In our journey with DDR3 memory, we got the know the different states memory can be in:

  • Activate: Activate a row for reading or writing
  • Read/Write: Read or write a particular column of data
  • Precharge: After you are finished with your reads/writes on a particular row, you first need to precharge the row, before moving on to the next one.
All the above mentioned takes time to complete. In my Arty A7 scenario, each of these states takes about 5 memory clock cycles to complete.

Once you have an open row, however, consecutive memory reads from the same row can be quite fast, provided you give the column addresses ahead of time.

Things, however, will not work out so well for our plan where a 6502 and Amiga core need to access memory. The Amiga core, for instance, might need to access data from a different row than what the 6502 is currently busy with. In such case the Amiga core needs to wait for 6502 core to finish its business with the current row it is busy with, before the Amiga core can open the row it wants.

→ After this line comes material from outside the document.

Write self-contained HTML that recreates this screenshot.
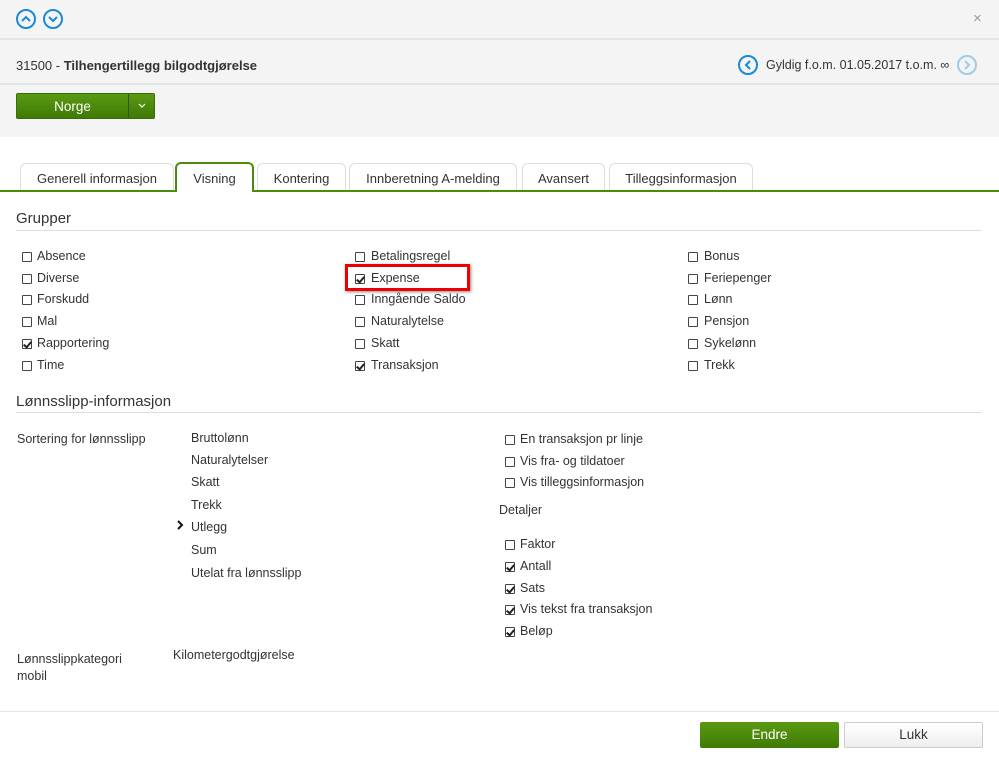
<!DOCTYPE html>
<html><head><meta charset="utf-8"><style>
*{margin:0;padding:0;box-sizing:border-box}
body{width:999px;height:763px;position:relative;background:#fff;font-family:"Liberation Sans",sans-serif;font-size:12.5px;color:#333;overflow:hidden}
.a{position:absolute;white-space:nowrap}
.t{margin-top:1px}
.cb{position:absolute;width:10px;height:10px;border:1px solid #444;border-radius:1px;background:#fff;margin-top:1px}
.cb.c::after{content:"";position:absolute;left:2px;top:0px;width:3px;height:6px;border:solid #222;border-width:0 2px 2px 0;transform:rotate(40deg)}
.tab{position:absolute;top:163px;height:28px;border:1px solid #ddd;border-bottom:none;border-radius:6px 6px 0 0;background:#fff;text-align:center;line-height:29px;font-size:13px}
.hr{position:absolute;left:16px;right:17px;height:1px;background:#ddd}
</style></head><body>
<div class="a" style="left:0;top:0;width:999px;height:137px;background:#f4f4f4"></div>
<div class="a" style="left:0;top:38px;width:999px;height:2px;background:#e4e4e4"></div>
<div class="a" style="left:0;top:83px;width:999px;height:2px;background:#e4e4e4"></div>
<svg class="a" style="left:15px;top:8px" width="50" height="22"><circle cx="11" cy="11" r="9" fill="none" stroke="#1a8ad6" stroke-width="2"/><path d="M7 13l4-4 4 4" fill="none" stroke="#1a8ad6" stroke-width="2"/><circle cx="38" cy="11" r="9" fill="none" stroke="#1a8ad6" stroke-width="2"/><path d="M34 9l4 4 4-4" fill="none" stroke="#1a8ad6" stroke-width="2"/></svg>
<div class="a" style="left:973px;top:10px;color:#999;font-size:15px">×</div>
<div class="a" style="left:16px;top:58px;font-size:13px">31500 - <b>Tilhengertillegg bilgodtgjørelse</b></div>
<svg class="a" style="left:737px;top:54px" width="22" height="22"><circle cx="11" cy="11" r="9" fill="none" stroke="#1a8ad6" stroke-width="2"/><path d="M13 7l-4 4 4 4" fill="none" stroke="#1a8ad6" stroke-width="2"/></svg>
<div class="a" style="left:766px;top:58px;font-size:12.5px">Gyldig f.o.m. 01.05.2017 t.o.m. ∞</div>
<svg class="a" style="left:956px;top:54px" width="22" height="22"><circle cx="11" cy="11" r="9" fill="none" stroke="#9ccbeb" stroke-width="2"/><path d="M9 7l4 4-4 4" fill="none" stroke="#9ccbeb" stroke-width="2"/></svg>
<div class="a" style="left:16px;top:93px;width:139px;height:26px;background:linear-gradient(#5a9a12,#3f7a05);border-radius:2px;border:1px solid #3a6d05"></div>
<div class="a" style="left:128px;top:94px;width:1px;height:24px;background:#2f5a04"></div>
<div class="a" style="left:16px;top:99px;width:113px;text-align:center;color:#fff;font-size:13.5px">Norge</div>
<svg class="a" style="left:137px;top:102px" width="10" height="8"><path d="M2 2l3 3 3-3" fill="none" stroke="#fff" stroke-width="1.2"/></svg>
<div class="tab" style="left:20px;width:154px">Generell informasjon</div>
<div class="tab" style="left:175px;width:79px;border:2px solid #4a8c0d;border-bottom:none;top:162px;height:30px;z-index:2">Visning</div>
<div class="tab" style="left:257px;width:89px">Kontering</div>
<div class="tab" style="left:349px;width:168px">Innberetning A-melding</div>
<div class="tab" style="left:522px;width:83px">Avansert</div>
<div class="tab" style="left:609px;width:144px">Tilleggsinformasjon</div>
<div class="a" style="left:0;top:190px;width:999px;height:2px;background:#4a8c0d;z-index:1"></div>
<div class="a" style="left:16px;top:210px;font-size:15px">Grupper</div>
<div class="hr" style="top:230px"></div>
<div class="cb" style="left:22px;top:251px"></div><div class="a t" style="left:37px;top:248px">Absence</div>
<div class="cb" style="left:22px;top:273px"></div><div class="a t" style="left:37px;top:270px">Diverse</div>
<div class="cb" style="left:22px;top:294px"></div><div class="a t" style="left:37px;top:291px">Forskudd</div>
<div class="cb" style="left:22px;top:316px"></div><div class="a t" style="left:37px;top:313px">Mal</div>
<div class="cb c" style="left:22px;top:338px"></div><div class="a t" style="left:37px;top:335px">Rapportering</div>
<div class="cb" style="left:22px;top:360px"></div><div class="a t" style="left:37px;top:357px">Time</div>
<div class="cb" style="left:355px;top:251px"></div><div class="a t" style="left:371px;top:248px">Betalingsregel</div>
<div class="cb c" style="left:355px;top:273px"></div><div class="a t" style="left:371px;top:270px">Expense</div>
<div class="a" style="left:345px;top:264px;width:125px;height:27px;border:3px solid #e00;box-shadow:1px 1px 3px #888"></div>
<div class="cb" style="left:355px;top:294px"></div><div class="a t" style="left:371px;top:291px">Inngående Saldo</div>
<div class="cb" style="left:355px;top:316px"></div><div class="a t" style="left:371px;top:313px">Naturalytelse</div>
<div class="cb" style="left:355px;top:338px"></div><div class="a t" style="left:371px;top:335px">Skatt</div>
<div class="cb c" style="left:355px;top:360px"></div><div class="a t" style="left:371px;top:357px">Transaksjon</div>
<div class="cb" style="left:688px;top:251px"></div><div class="a t" style="left:704px;top:248px">Bonus</div>
<div class="cb" style="left:688px;top:273px"></div><div class="a t" style="left:704px;top:270px">Feriepenger</div>
<div class="cb" style="left:688px;top:294px"></div><div class="a t" style="left:704px;top:291px">Lønn</div>
<div class="cb" style="left:688px;top:316px"></div><div class="a t" style="left:704px;top:313px">Pensjon</div>
<div class="cb" style="left:688px;top:338px"></div><div class="a t" style="left:704px;top:335px">Sykelønn</div>
<div class="cb" style="left:688px;top:360px"></div><div class="a t" style="left:704px;top:357px">Trekk</div>
<div class="a" style="left:16px;top:393px;font-size:15px">Lønnsslipp-informasjon</div>
<div class="hr" style="top:412px"></div>
<div class="a t" style="left:17px;top:431px">Sortering for lønnsslipp</div>
<div class="a t" style="left:191px;top:430px">Bruttolønn</div>
<div class="a t" style="left:191px;top:452px">Naturalytelser</div>
<div class="a t" style="left:191px;top:474px">Skatt</div>
<div class="a t" style="left:191px;top:497px">Trekk</div>
<svg class="a" style="left:176px;top:520px" width="8" height="10"><path d="M2 1l4 4-4 4" fill="none" stroke="#111" stroke-width="2"/></svg>
<div class="a t" style="left:191px;top:519px">Utlegg</div>
<div class="a t" style="left:191px;top:542px">Sum</div>
<div class="a t" style="left:191px;top:565px">Utelat fra lønnsslipp</div>
<div class="cb" style="left:505px;top:434px"></div><div class="a t" style="left:520px;top:431px">En transaksjon pr linje</div>
<div class="cb" style="left:505px;top:456px"></div><div class="a t" style="left:520px;top:453px">Vis fra- og tildatoer</div>
<div class="cb" style="left:505px;top:477px"></div><div class="a t" style="left:520px;top:474px">Vis tilleggsinformasjon</div>
<div class="a t" style="left:499px;top:502px">Detaljer</div>
<div class="cb" style="left:505px;top:539px"></div><div class="a t" style="left:520px;top:536px">Faktor</div>
<div class="cb c" style="left:505px;top:561px"></div><div class="a t" style="left:520px;top:558px">Antall</div>
<div class="cb c" style="left:505px;top:583px"></div><div class="a t" style="left:520px;top:580px">Sats</div>
<div class="cb c" style="left:505px;top:604px"></div><div class="a t" style="left:520px;top:601px">Vis tekst fra transaksjon</div>
<div class="cb c" style="left:505px;top:626px"></div><div class="a t" style="left:520px;top:623px">Beløp</div>
<div class="a t" style="left:17px;top:651px">Lønnsslippkategori</div>
<div class="a t" style="left:17px;top:668px">mobil</div>
<div class="a t" style="left:173px;top:647px">Kilometergodtgjørelse</div>
<div class="a" style="left:0;top:711px;width:999px;height:1px;background:#e4e4e4"></div>
<div class="a" style="left:700px;top:722px;width:139px;height:26px;background:linear-gradient(#5a9a12,#3f7a05);border-radius:2px;color:#fff;text-align:center;line-height:26px;font-size:13.5px">Endre</div>
<div class="a" style="left:844px;top:722px;width:139px;height:26px;background:linear-gradient(#fff,#eee);border:1px solid #ccc;border-radius:2px;text-align:center;line-height:24px;font-size:13.5px">Lukk</div>
</body></html>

This will again bring us to the point where the Amiga core can only access the memory at half the available memory bandwidth, e.g. 4MHz.

However, all hope is not lost. DDR3 memory divides memory into different memory banks and each memory bank can have a row open independently from the over banks. The DDR3 memory chip on the Arty A7 have 8 memory banks. This means that each memory bank is 256MB/8 = 32MB.

So, the basic idea is to give both the 6502 core and the Amiga core its own bank, then theoretically every core can get the full memory bandwidth of 8MHz. One just need to carefully schedule the timing of when to issue DDR3 commands, so that these cores don't trip over each over. DDR3 RAM, for instance, still have only one data bus, so if you issue read commands from two banks, you can't expect the data to arrive at the same time. It will first output the data from the first bank, and thereafter the data from the other bank.

Coming back to the size of every memory bank. 32MB per bank is more than enough of what we want to do. For the Amiga core this will be more than enough for the ROMS and the amount of RAM you will get for your earlier Amigas. For the 6502 core this will also be more than enough to store a disk image and simulate a disk read from the Amiga.

Using timeslots wisely

The memory on the Arty A7 clocks at 333Mhz, which is far beyond the speed capability of the FPGA on the Arty A7. As we learned from previous posts, the designers of the FPGA, provided a way out by providing OSERDES blocks, for serialising out data. The OSERDES blocks themselves can serialise the data out at 333MHz. We need to provide the data 4 chunks at a time to this block, which reduces the required speed from the rest of the FPGA to 83MHz, which is more manageable.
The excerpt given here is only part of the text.